Given information:
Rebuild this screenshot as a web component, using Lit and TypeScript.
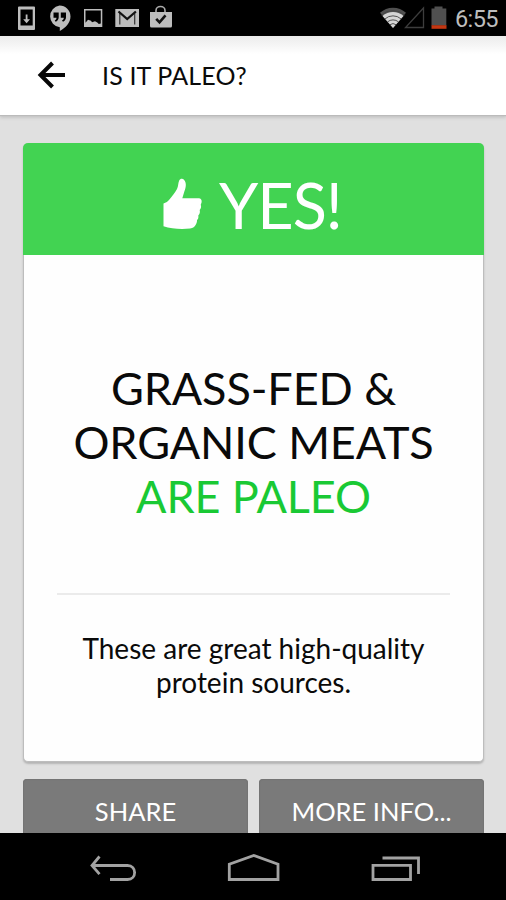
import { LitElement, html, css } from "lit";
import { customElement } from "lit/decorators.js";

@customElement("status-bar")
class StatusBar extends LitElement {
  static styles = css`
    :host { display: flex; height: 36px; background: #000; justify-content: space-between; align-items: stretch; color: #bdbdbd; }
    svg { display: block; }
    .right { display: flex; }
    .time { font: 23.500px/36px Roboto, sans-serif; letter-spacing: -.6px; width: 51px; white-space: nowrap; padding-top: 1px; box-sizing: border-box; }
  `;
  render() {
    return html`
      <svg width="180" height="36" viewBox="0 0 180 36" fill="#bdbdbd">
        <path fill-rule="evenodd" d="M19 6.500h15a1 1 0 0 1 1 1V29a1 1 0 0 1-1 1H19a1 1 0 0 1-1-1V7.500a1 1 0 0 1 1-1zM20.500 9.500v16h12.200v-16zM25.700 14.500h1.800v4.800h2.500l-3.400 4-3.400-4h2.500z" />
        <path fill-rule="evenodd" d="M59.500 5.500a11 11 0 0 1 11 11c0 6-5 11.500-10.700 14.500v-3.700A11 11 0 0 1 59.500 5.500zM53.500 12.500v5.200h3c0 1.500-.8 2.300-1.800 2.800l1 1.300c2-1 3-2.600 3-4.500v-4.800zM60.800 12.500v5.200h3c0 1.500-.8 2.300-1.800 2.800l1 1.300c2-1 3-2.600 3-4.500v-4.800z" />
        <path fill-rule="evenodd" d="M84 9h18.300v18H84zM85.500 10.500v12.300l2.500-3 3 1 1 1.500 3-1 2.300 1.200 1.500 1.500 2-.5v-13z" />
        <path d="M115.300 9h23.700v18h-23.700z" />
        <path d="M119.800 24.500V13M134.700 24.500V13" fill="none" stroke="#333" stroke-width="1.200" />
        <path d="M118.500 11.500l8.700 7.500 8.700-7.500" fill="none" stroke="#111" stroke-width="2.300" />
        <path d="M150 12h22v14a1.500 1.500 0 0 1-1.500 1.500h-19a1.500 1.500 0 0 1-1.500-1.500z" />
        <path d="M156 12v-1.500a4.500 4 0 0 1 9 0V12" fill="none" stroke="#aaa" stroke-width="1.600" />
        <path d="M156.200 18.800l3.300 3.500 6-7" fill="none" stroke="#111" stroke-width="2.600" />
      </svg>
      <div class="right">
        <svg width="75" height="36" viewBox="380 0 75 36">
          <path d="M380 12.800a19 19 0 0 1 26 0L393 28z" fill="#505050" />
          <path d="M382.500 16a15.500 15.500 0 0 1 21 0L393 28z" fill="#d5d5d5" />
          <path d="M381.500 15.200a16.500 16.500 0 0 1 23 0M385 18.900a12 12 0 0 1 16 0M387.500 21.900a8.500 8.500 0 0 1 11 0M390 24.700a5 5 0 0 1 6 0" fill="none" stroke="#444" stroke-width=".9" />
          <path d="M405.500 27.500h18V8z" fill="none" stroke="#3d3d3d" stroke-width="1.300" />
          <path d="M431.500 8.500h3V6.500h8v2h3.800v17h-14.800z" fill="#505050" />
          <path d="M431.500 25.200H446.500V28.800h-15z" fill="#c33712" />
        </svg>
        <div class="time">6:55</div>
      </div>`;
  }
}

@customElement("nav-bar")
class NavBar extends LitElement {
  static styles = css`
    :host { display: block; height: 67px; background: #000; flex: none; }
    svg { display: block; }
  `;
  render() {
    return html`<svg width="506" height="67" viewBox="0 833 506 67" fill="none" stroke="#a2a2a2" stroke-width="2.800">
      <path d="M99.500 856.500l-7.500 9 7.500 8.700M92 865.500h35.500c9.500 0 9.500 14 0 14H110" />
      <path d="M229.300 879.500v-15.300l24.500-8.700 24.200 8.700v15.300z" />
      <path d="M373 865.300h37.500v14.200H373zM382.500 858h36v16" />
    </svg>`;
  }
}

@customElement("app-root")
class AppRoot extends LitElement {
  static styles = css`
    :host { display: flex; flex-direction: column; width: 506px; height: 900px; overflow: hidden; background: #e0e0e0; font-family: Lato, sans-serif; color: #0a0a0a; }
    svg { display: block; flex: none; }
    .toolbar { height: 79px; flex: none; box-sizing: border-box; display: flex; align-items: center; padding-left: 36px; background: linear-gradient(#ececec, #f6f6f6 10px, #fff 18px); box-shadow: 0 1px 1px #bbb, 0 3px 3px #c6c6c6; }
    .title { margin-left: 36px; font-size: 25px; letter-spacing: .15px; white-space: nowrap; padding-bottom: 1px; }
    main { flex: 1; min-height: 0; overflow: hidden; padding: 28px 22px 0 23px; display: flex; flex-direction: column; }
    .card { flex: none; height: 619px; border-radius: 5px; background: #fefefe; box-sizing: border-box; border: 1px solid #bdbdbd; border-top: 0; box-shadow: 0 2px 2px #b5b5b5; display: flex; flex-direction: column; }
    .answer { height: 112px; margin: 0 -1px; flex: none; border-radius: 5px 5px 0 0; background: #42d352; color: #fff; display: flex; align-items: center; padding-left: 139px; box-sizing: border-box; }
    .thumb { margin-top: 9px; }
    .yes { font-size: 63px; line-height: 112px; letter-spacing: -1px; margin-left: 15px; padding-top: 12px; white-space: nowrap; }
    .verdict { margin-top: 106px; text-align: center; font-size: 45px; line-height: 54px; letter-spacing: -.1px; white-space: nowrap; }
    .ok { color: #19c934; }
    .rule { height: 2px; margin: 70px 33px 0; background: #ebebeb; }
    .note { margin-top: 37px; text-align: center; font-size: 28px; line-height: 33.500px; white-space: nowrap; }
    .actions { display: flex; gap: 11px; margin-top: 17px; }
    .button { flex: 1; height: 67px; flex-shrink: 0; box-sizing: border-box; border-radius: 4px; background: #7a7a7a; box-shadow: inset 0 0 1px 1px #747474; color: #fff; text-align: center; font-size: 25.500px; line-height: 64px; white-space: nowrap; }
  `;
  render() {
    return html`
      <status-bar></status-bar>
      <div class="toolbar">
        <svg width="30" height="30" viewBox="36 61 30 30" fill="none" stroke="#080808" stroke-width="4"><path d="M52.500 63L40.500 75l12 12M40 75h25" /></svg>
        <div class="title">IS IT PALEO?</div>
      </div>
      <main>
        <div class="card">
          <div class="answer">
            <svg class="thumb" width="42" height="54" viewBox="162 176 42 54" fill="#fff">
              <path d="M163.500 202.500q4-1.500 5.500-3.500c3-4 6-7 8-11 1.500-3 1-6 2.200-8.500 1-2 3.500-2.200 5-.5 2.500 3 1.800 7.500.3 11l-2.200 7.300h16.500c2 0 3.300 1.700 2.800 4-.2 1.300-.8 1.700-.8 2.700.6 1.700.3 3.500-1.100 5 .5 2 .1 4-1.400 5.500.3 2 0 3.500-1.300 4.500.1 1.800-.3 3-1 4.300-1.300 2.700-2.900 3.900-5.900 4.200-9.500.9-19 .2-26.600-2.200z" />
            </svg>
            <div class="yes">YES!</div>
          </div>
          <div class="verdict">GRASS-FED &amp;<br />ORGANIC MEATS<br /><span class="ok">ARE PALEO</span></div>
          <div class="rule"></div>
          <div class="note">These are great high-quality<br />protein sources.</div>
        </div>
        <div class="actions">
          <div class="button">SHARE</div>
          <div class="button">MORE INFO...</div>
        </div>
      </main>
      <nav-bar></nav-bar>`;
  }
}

Written exercise: Would you return the data exactly as written, without the pictures?

Task response:
Rebuild this screenshot as a web component, using Lit and TypeScript.
import { LitElement, html, css } from "lit";
import { customElement } from "lit/decorators.js";

@customElement("status-bar")
class StatusBar extends LitElement {
  static styles = css`
    :host { display: flex; height: 36px; background: #000; justify-content: space-between; align-items: stretch; color: #bdbdbd; }
    svg { display: block; }
    .right { display: flex; }
    .time { font: 23.500px/36px Roboto, sans-serif; letter-spacing: -.6px; width: 51px; white-space: nowrap; padding-top: 1px; box-sizing: border-box; }
  `;
  render() {
    return html`
      <svg width="180" height="36" viewBox="0 0 180 36" fill="#bdbdbd">
        <path fill-rule="evenodd" d="M19 6.500h15a1 1 0 0 1 1 1V29a1 1 0 0 1-1 1H19a1 1 0 0 1-1-1V7.500a1 1 0 0 1 1-1zM20.500 9.500v16h12.200v-16zM25.700 14.500h1.800v4.800h2.500l-3.400 4-3.400-4h2.500z" />
        <path fill-rule="evenodd" d="M59.500 5.500a11 11 0 0 1 11 11c0 6-5 11.500-10.700 14.500v-3.700A11 11 0 0 1 59.500 5.500zM53.500 12.500v5.200h3c0 1.500-.8 2.300-1.800 2.800l1 1.300c2-1 3-2.600 3-4.500v-4.800zM60.800 12.500v5.200h3c0 1.500-.8 2.300-1.800 2.800l1 1.300c2-1 3-2.600 3-4.500v-4.800z" />
        <path fill-rule="evenodd" d="M84 9h18.300v18H84zM85.500 10.500v12.300l2.500-3 3 1 1 1.500 3-1 2.300 1.200 1.500 1.500 2-.5v-13z" />
        <path d="M115.300 9h23.700v18h-23.700z" />
        <path d="M119.800 24.500V13M134.700 24.500V13" fill="none" stroke="#333" stroke-width="1.200" />
        <path d="M118.500 11.500l8.700 7.500 8.700-7.500" fill="none" stroke="#111" stroke-width="2.300" />
        <path d="M150 12h22v14a1.500 1.500 0 0 1-1.500 1.500h-19a1.500 1.500 0 0 1-1.500-1.500z" />
        <path d="M156 12v-1.500a4.500 4 0 0 1 9 0V12" fill="none" stroke="#aaa" stroke-width="1.600" />
        <path d="M156.200 18.800l3.300 3.500 6-7" fill="none" stroke="#111" stroke-width="2.600" />
      </svg>
      <div class="right">
        <svg width="75" height="36" viewBox="380 0 75 36">
          <path d="M380 12.800a19 19 0 0 1 26 0L393 28z" fill="#505050" />
          <path d="M382.500 16a15.500 15.500 0 0 1 21 0L393 28z" fill="#d5d5d5" />
          <path d="M381.500 15.200a16.500 16.500 0 0 1 23 0M385 18.900a12 12 0 0 1 16 0M387.500 21.900a8.500 8.500 0 0 1 11 0M390 24.700a5 5 0 0 1 6 0" fill="none" stroke="#444" stroke-width=".9" />
          <path d="M405.500 27.500h18V8z" fill="none" stroke="#3d3d3d" stroke-width="1.300" />
          <path d="M431.500 8.500h3V6.500h8v2h3.800v17h-14.800z" fill="#505050" />
          <path d="M431.500 25.200H446.500V28.800h-15z" fill="#c33712" />
        </svg>
        <div class="time">6:55</div>
      </div>`;
  }
}

@customElement("nav-bar")
class NavBar extends LitElement {
  static styles = css`
    :host { display: block; height: 67px; background: #000; flex: none; }
    svg { display: block; }
  `;
  render() {
    return html`<svg width="506" height="67" viewBox="0 833 506 67" fill="none" stroke="#a2a2a2" stroke-width="2.800">
      <path d="M99.500 856.500l-7.500 9 7.500 8.700M92 865.500h35.500c9.500 0 9.500 14 0 14H110" />
      <path d="M229.300 879.500v-15.300l24.500-8.700 24.200 8.700v15.300z" />
      <path d="M373 865.300h37.500v14.200H373zM382.500 858h36v16" />
    </svg>`;
  }
}

@customElement("app-root")
class AppRoot extends LitElement {
  static styles = css`
    :host { display: flex; flex-direction: column; width: 506px; height: 900px; overflow: hidden; background: #e0e0e0; font-family: Lato, sans-serif; color: #0a0a0a; }
    svg { display: block; flex: none; }
    .toolbar { height: 79px; flex: none; box-sizing: border-box; display: flex; align-items: center; padding-left: 36px; background: linear-gradient(#ececec, #f6f6f6 10px, #fff 18px); box-shadow: 0 1px 1px #bbb, 0 3px 3px #c6c6c6; }
    .title { margin-left: 36px; font-size: 25px; letter-spacing: .15px; white-space: nowrap; padding-bottom: 1px; }
    main { flex: 1; min-height: 0; overflow: hidden; padding: 28px 22px 0 23px; display: flex; flex-direction: column; }
    .card { flex: none; height: 619px; border-radius: 5px; background: #fefefe; box-sizing: border-box; border: 1px solid #bdbdbd; border-top: 0; box-shadow: 0 2px 2px #b5b5b5; display: flex; flex-direction: column; }
    .answer { height: 112px; margin: 0 -1px; flex: none; border-radius: 5px 5px 0 0; background: #42d352; color: #fff; display: flex; align-items: center; padding-left: 139px; box-sizing: border-box; }
    .thumb { margin-top: 9px; }
    .yes { font-size: 63px; line-height: 112px; letter-spacing: -1px; margin-left: 15px; padding-top: 12px; white-space: nowrap; }
    .verdict { margin-top: 106px; text-align: center; font-size: 45px; line-height: 54px; letter-spacing: -.1px; white-space: nowrap; }
    .ok { color: #19c934; }
    .rule { height: 2px; margin: 70px 33px 0; background: #ebebeb; }
    .note { margin-top: 37px; text-align: center; font-size: 28px; line-height: 33.500px; white-space: nowrap; }
    .actions { display: flex; gap: 11px; margin-top: 17px; }
    .button { flex: 1; height: 67px; flex-shrink: 0; box-sizing: border-box; border-radius: 4px; background: #7a7a7a; box-shadow: inset 0 0 1px 1px #747474; color: #fff; text-align: center; font-size: 25.500px; line-height: 64px; white-space: nowrap; }
  `;
  render() {
    return html`
      <status-bar></status-bar>
      <div class="toolbar">
        <svg width="30" height="30" viewBox="36 61 30 30" fill="none" stroke="#080808" stroke-width="4"><path d="M52.500 63L40.500 75l12 12M40 75h25" /></svg>
        <div class="title">IS IT PALEO?</div>
      </div>
      <main>
        <div class="card">
          <div class="answer">
            <svg class="thumb" width="42" height="54" viewBox="162 176 42 54" fill="#fff">
              <path d="M163.500 202.500q4-1.500 5.500-3.500c3-4 6-7 8-11 1.500-3 1-6 2.200-8.500 1-2 3.500-2.200 5-.5 2.500 3 1.800 7.500.3 11l-2.200 7.300h16.500c2 0 3.300 1.700 2.800 4-.2 1.300-.8 1.700-.8 2.700.6 1.700.3 3.500-1.100 5 .5 2 .1 4-1.400 5.500.3 2 0 3.500-1.300 4.500.1 1.800-.3 3-1 4.300-1.300 2.700-2.900 3.900-5.900 4.200-9.500.9-19 .2-26.600-2.200z" />
            </svg>
            <div class="yes">YES!</div>
          </div>
          <div class="verdict">GRASS-FED &amp;<br />ORGANIC MEATS<br /><span class="ok">ARE PALEO</span></div>
          <div class="rule"></div>
          <div class="note">These are great high-quality<br />protein sources.</div>
        </div>
        <div class="actions">
          <div class="button">SHARE</div>
          <div class="button">MORE INFO...</div>
        </div>
      </main>
      <nav-bar></nav-bar>`;
  }
}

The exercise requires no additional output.